Post-opening expenses are paid out of the restaurant's operating funds. Often, however, the operator will include the restaurant in its own contract for goods or services, and reimburse itself for that expense from the restaurant's funds. For example, if an operator works with 10 different units, then rather than obtain 10 separate insurance policies the operator may procure one insurance policy (in an amount adequate to cover all units). Each unit would be a separate "named insured" on the policy, but the operator would only pay one premium. It would then charge the individual units on a pro-rata basis for their share of the insurance expense.

...If the operator is running your business and a guest files a lawsuit for slip and fall or dram shop liability, for example, the agreement should indemnify the owner for liability due to the operator's negligence....

Human resources issues. The section on the hiring and termination of restaurant employees should be carefully drafted. A good management agreement will require the operator to file detailed reports with the owner for any new hires and any terminations. Even though the employees would likely be employed by owner, the operator must be afforded some kind of control over the employees. In cases where restaurant employees are actually employees of the operator, the owner obtains the added benefit of removing itself from the payroll, termination and benefit procurement process.

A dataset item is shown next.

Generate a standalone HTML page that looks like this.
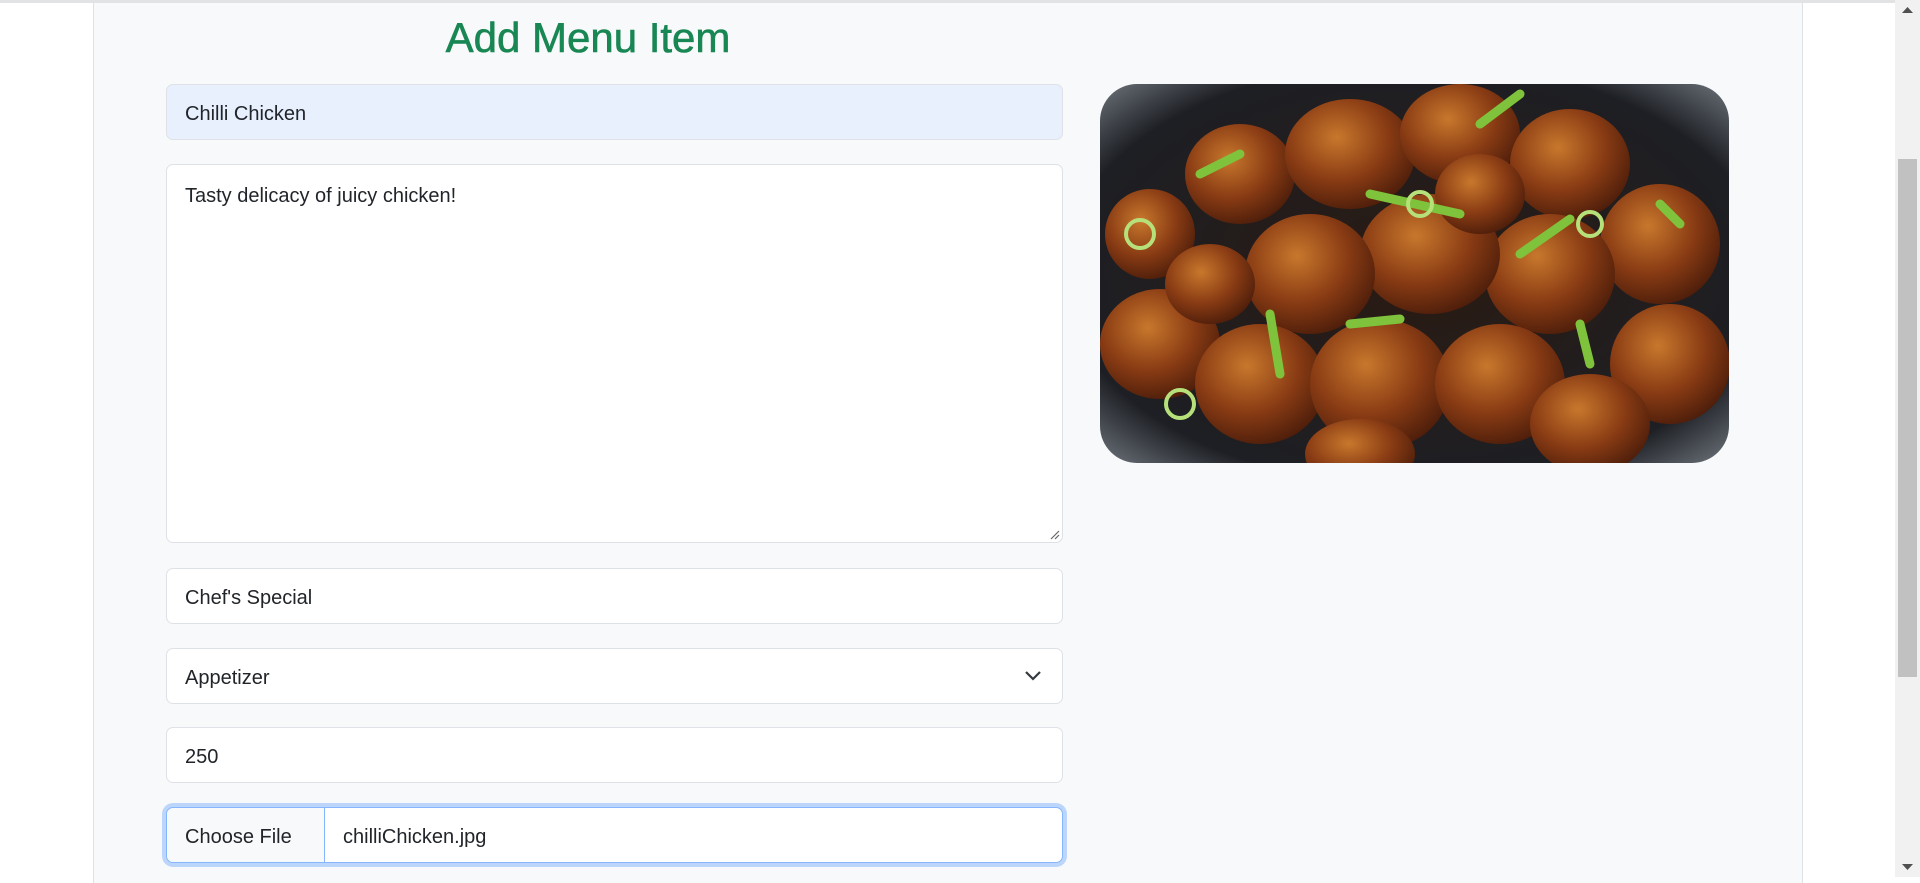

Also, since many owners initially look into management companies as a mechanism by which they can provide health insurance benefits to certain employees, the owner must be confident that the operator's benefit plan complies with federal and state law, including ERISA (Employee Retirement Income Security Act). Ask the operator for written information about how any proposed plan complies with current law.

Insurance and indemnification. A critical provision is one that addresses the operator's duty to indemnify, defend and hold harmless the owner from any claims brought by guests, contractors or other parties dealing with the operator. If the operator is running your business and a guest files a lawsuit for slip and fall or dram shop liability, for example, the agreement should indemnify the owner for liability due to the operator's negligence. The indemnity, however, only has value to the extent the operator is solvent. If there is no insurance to back the indemnity, or if the owner is not identified as a named insured on the operator's policy, there may be little to no money backing the indemnity, resulting in owner exposure to claims. Operators should be required to carry all the major business coverage, including commercial general liability, alcohol (including assault and battery coverage), workers' compensation, and an umbrella policy for extraordinary claims.

Miscellaneous. Other provisions that an owner might consider adding into third-party agreements versus in-house include:

  • A statement that the operator is an agent of the owner, and that the management agreement does not create a partnership or joint venture.
  • A requirement of regularly scheduled meetings (e.g., monthly) between the owner and operator.
  • Specifications of the terms of any discounts or "comps" for employees, managers, owners, etc.
  • For restaurants in the preopening stage, a "conditions precedent" provision that makes the agreement contingent on the restaurant either fully funding with investment money or being opened.

The Upshot

For the seasoned restaurateur, an "in-house" management company might make a great deal of sense, streamline responsibilities and cut expenses. For inexperienced or overwhelmed owners, however, an outside management company might be the answer; that is, with the right management agreement in place. Get it in writing, make sure all terms are carefully contemplated, and have a lawyer familiar with these arrangements draft or at least review the final version.

Legal articles are for your general information only. Legal advice must be tailored to the circumstances of each case, and laws often change. Federal laws, the laws of each state, and often each municipality vary and each may have its own procedures and time limitations that must be followed. Confer with a lawyer in your state to assess your legal rights in a particular situation.